To sytuacja jak na zatłoczonej imprezie. Jeśli wszyscy głośno kłócą się o politykę, trudno przebić się przez ten hałas. To duży problem dla urzędników starających się skutecznie komunikować się z ludźmi dotkniętymi katastrofami
- mówi dr Jose Ramirez-Marquez ze Stevens School of Systems and Enterprises.
Więcej o żywiołach przeczytasz na Spider's Web:
To groźne dla każdego z nas
Zespół badaczy przeanalizował wiadomości publikowane na X podczas każdego z czterech ostatnich amerykańskich huraganów - Harvey, Imelda, Laura i Florence - i zidentyfikował skupiska tweetów, które przyciągnęły najwięcej uwagi i zaangażowania przed, w trakcie i po żywiole.
Ich odkrycia, opublikowane w tym tygodniu w International Journal of Disaster Risk Reduction, pokazują, że w wielu przypadkach tematy, które wygenerowały największe zainteresowanie online, były całkowicie niezwiązane z komunikatami dotyczącymi bezpieczeństwa, pracami ratowników lub rzeczywistymi działaniami rządu.
Na przykład podczas huraganu Harvey 24 z 50 najaktywniejszych tematów dotyczyło dyskusji o psach dotkniętych powodzią. Natomiast tylko siedem z 50 najaktywniejszych tematów dotyczyło komunikatów dotyczących bezpieczeństwa publicznego.
To oczywiście problem, jeśli jesteś urzędnikiem państwowym, który stara się zapewnić ludziom wiedzę na temat tego, jak zachować bezpieczeństwo podczas burzy
- mówi dr Ramirez-Marquez.
Podobne wzorce występowały również podczas innych kataklizmów. Podczas huraganu Florence ponad połowa tematów o dużym zaangażowaniu dotyczyła albo rozmów o zwierzętach, albo sporów politycznych, podczas gdy tylko 19 z 50 najpopularniejszych tematów dotyczyło komunikatów o ratownictwie lub bezpieczeństwie publicznym.
Tymczasem podczas huraganu Imelda debaty o zmianach klimatu stanowiły prawie jedną czwartą wszystkich tematów o dużym zaangażowaniu, zagłuszając komunikaty o bezpieczeństwie o wyższym znaczeniu.
To naprawdę gra o sumie zerowej: jeśli rozmowy o zwierzętach lub polityce zabierają cały tlen dyskusji, tym trudniej jest przebić się innym, potencjalnie ważniejszym wiadomościom
- ostrzega dr Ramirez-Marquez.
Kruche media społecznościowe
Szerzej rzecz ujmując, badanie podkreśla kruchość społeczności mediów społecznościowych. Dr Ramirez-Marquez zauważa, że wrogie rządy i ich armie botów mogą również celowo przejmować lub zniekształcać rozmowy online, rozpowszechniając chwytliwe, ale fałszywe informacje.
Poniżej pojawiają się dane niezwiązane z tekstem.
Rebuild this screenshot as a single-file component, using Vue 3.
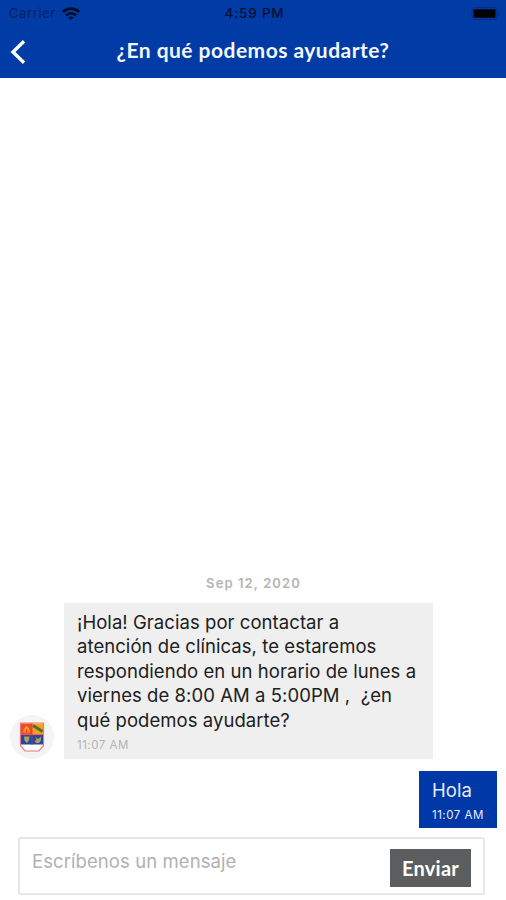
<template>
    <div class="screen">
        <header class="header">
            <div class="status-bar">
                <div class="carrier">
                    <span class="carrier-name">Carrier</span>
                    <svg class="wifi" viewBox="0 0 18 13" width="18" height="13">
                        <g fill="none" stroke="#020c24" stroke-width="2.6">
                            <path d="M.8 5a11.6 11.6 0 0 1 16.400 0" />
                            <path d="M3.900 8.300a7.200 7.200 0 0 1 10.200 0" />
                        </g>
                        <path d="M6.500 10.800a3.600 3.600 0 0 1 5 0L9 13z" fill="#020c24" />
                    </svg>
                </div>
                <span class="clock">4:59 PM</span>
                <div class="battery-wrap">
                    <svg class="battery" viewBox="0 0 29 13" width="29" height="13">
                        <rect x="1" y="0.5" width="25" height="12" rx="3" fill="none" stroke="#052c83" />
                        <rect x="2.500" y="2.300" width="22" height="8.500" rx="1" fill="#000208" />
                        <path d="M27.300 4.500q2 2 0 4z" fill="#052c83" />
                    </svg>
                </div>
            </div>
            <div class="nav">
                <button class="btn-back" aria-label="Atrás">
                    <svg viewBox="0 0 18 26" width="18" height="26">
                        <path d="M15 2.200L4 13l11 10.800" fill="none" stroke="#fff" stroke-width="3.400" />
                    </svg>
                </button>
                <h1 class="title">¿En qué podemos ayudarte?</h1>
            </div>
        </header>

        <main class="chat">
            <div class="date"><span>Sep 12, 2020</span></div>
            <div
                v-for="message in messages"
                :key="message.id"
                class="row"
                :class="{'row-own': message.own}"
            >
                <div v-if="!message.own" class="avatar">
                    <svg viewBox="0 0 26 30" width="26" height="30">
                        <path d="M1.500 1h23v22.500l-4.500 5.500H6l-4.500-5.500z" fill="#fff" stroke="#e87880" stroke-width="1.200" />
                        <path d="M2 1.500h11v11H2z" fill="#f04a28" />
                        <path d="M13 1.500h11v11H13z" fill="#f6a023" />
                        <path d="M2 13h22v9.500H2z" fill="#1d4aa3" />
                        <path d="M4 10.500l1-4 2.500-3 2.500 3 1 4z" fill="#f99a1f" />
                        <path d="M7 7.500h1.200v3H7z" fill="#d93425" />
                        <path d="M14 3.500l9.500 6" stroke="#4a702c" stroke-width="2.800" />
                        <path d="M5 14.500h5.500l-.5 4-2.200 2.500-2.300-2.500zM16 14.500l2 2h2l2-2v4l-2 2.500h-3l-1.500-2 2-1z" fill="#b49a5c" />
                        <path d="M13 1v22M2 12.700h22" stroke="#d72d42" stroke-width=".8" />
                    </svg>
                </div>
                <div class="bubble">
                    <p class="text">{{ message.text }}</p>
                    <span class="time">{{ message.time }}</span>
                </div>
            </div>
        </main>

        <form class="composer" @submit.prevent="send">
            <input v-model="draft" class="input" type="text" placeholder="Escríbenos un mensaje">
            <button class="btn-send" type="submit">Enviar</button>
        </form>
    </div>
</template>

<script setup>

import {ref} from "vue";

const draft = ref('');
const messages = ref([
    {
        id: 1,
        own: false,
        text: '¡Hola! Gracias por contactar a\natención de clínicas, te estaremos\nrespondiendo en un horario de lunes a\nviernes de 8:00 AM a 5:00PM ,  ¿en\nqué podemos ayudarte?',
        time: '11:07 AM',
    },
    {id: 2, own: true, text: 'Hola', time: '11:07 AM'},
]);

function send() {
    const text = draft.value.trim();

    if (!text) {
        return;
    }

    messages.value.push({
        id: messages.value.length + 1,
        own: true,
        text,
        time: new Date().toLocaleTimeString('en-US', {hour: 'numeric', minute: '2-digit'}),
    });
    draft.value = '';
}
</script>

<style>
body {
    margin: 0;
    background: #fefefe;
}
</style>

<style scoped>
.screen {
    display: flex;
    flex-direction: column;
    box-sizing: border-box;
    height: 900px;
    padding-bottom: 5px;
    background: #fefefe;
    font-family: Inter, "Liberation Sans", sans-serif;
}

.header {
    box-sizing: border-box;
    flex-shrink: 0;
    height: 78px;
    background: #003ba6;
}

.status-bar {
    display: grid;
    grid-template-columns: 1fr auto 1fr;
    align-items: center;
    height: 26px;
    padding: 0 6px 0 9px;
    font-size: 13px;
    line-height: 26px;
    color: #04112f;
}

.carrier {
    display: flex;
    align-items: center;
    gap: 6px;
}

.carrier-name {
    color: #06235f;
    letter-spacing: 0.6px;
}

.clock {
    font-weight: 500;
    font-size: 13.500px;
    letter-spacing: 0.8px;
}

.battery-wrap {
    display: flex;
    justify-content: flex-end;
}

.nav {
    display: grid;
    grid-template-columns: 40px 1fr 40px;
    align-items: center;
    height: 50px;
}

.btn-back {
    display: flex;
    padding: 1px 0 0 9px;
    background: none;
    border: none;
    cursor: pointer;
}

.title {
    margin: 0;
    font-family: Lato, sans-serif;
    font-size: 21px;
    font-weight: 700;
    line-height: 48px;
    letter-spacing: 0.47px;
    text-align: center;
    white-space: nowrap;
    color: #f4f7ff;
    padding-bottom: 2px;
}

.chat {
    display: flex;
    flex: 1;
    flex-direction: column;
    justify-content: flex-end;
    min-height: 0;
    padding: 0 9px 9px 10px;
}

.date {
    margin-bottom: 11px;
    text-align: center;
    font-size: 13px;
    font-weight: 600;
    line-height: 18px;
    letter-spacing: 1.100px;
    color: #b5b5b5;
}

.row {
    display: flex;
    align-items: flex-end;
    gap: 10px;
    margin-bottom: 12px;
}

.row:last-child {
    margin-bottom: 0;
}

.row-own {
    justify-content: flex-end;
}

.avatar {
    display: flex;
    align-items: center;
    justify-content: center;
    flex-shrink: 0;
    width: 44px;
    height: 44px;
    border-radius: 50%;
    background: #f4f4f4;
}

.bubble {
    box-sizing: border-box;
    width: 369px;
    height: 156px;
    padding: 7px 12px 0 13px;
    background: #efefef;
}

.text {
    margin: 0;
    font-size: 18.500px;
    line-height: 24.400px;
    letter-spacing: 0.060px;
    white-space: pre;
    color: #202020;
}

.time {
    display: block;
    margin-top: 5px;
    font-size: 11.500px;
    line-height: 16px;
    letter-spacing: 0.500px;
    color: #b3b3b3;
}

.row-own .bubble {
    width: 78px;
    height: 57px;
    background: #0038a8;
}

.row-own .text,
.row-own .time {
    color: #e6edff;
}

.composer {
    display: flex;
    align-items: flex-start;
    box-sizing: border-box;
    flex-shrink: 0;
    height: 58px;
    margin: 0 21px 0 18px;
    padding: 10px 12px 0 12px;
    border: 2px solid #e7e7e7;
    border-radius: 3px;
    background: #fff;
}

.input {
    flex: 1;
    min-width: 0;
    height: 24px;
    padding: 0;
    border: none;
    outline: none;
    background: none;
    font-family: inherit;
    font-size: 18.500px;
    letter-spacing: 0.080px;
    color: #202020;
}

.input::placeholder {
    color: #b1b1b1;
    opacity: 1;
}

.btn-send {
    width: 81px;
    height: 38px;
    padding: 0;
    border: none;
    background: #5c5d5f;
    font-family: Lato, sans-serif;
    font-size: 20px;
    font-weight: 700;
    letter-spacing: 0.200px;
    color: #fff;
    cursor: pointer;
}
</style>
Jak widzieliśmy w ostatnich tygodniach, w obliczu dezinformacji otaczającej klęski żywiołowe na Florydzie, w Georgii i Karolinie Północnej, sieci społecznościowe pozostają bardzo podatne na dezinformację
- mówi dr Ramirez-Marquez.
Dla służb ratunkowych sytuacja jest bardzo trudna. Muszą nie tylko działać w ekstremalnych warunkach, ale też przebić się przez hałas informacyjny i dotrzeć do potrzebujących. A przecież każda sekunda się liczy.
Social media to potężne narzędzie, które może zarówno pomagać, jak i szkodzić. W czasie katastrof jest szczególnie ważne, abyśmy korzystali z niego odpowiedzialnie. Pamiętajmy, że każda informacja, którą publikujemy, ma znaczenie.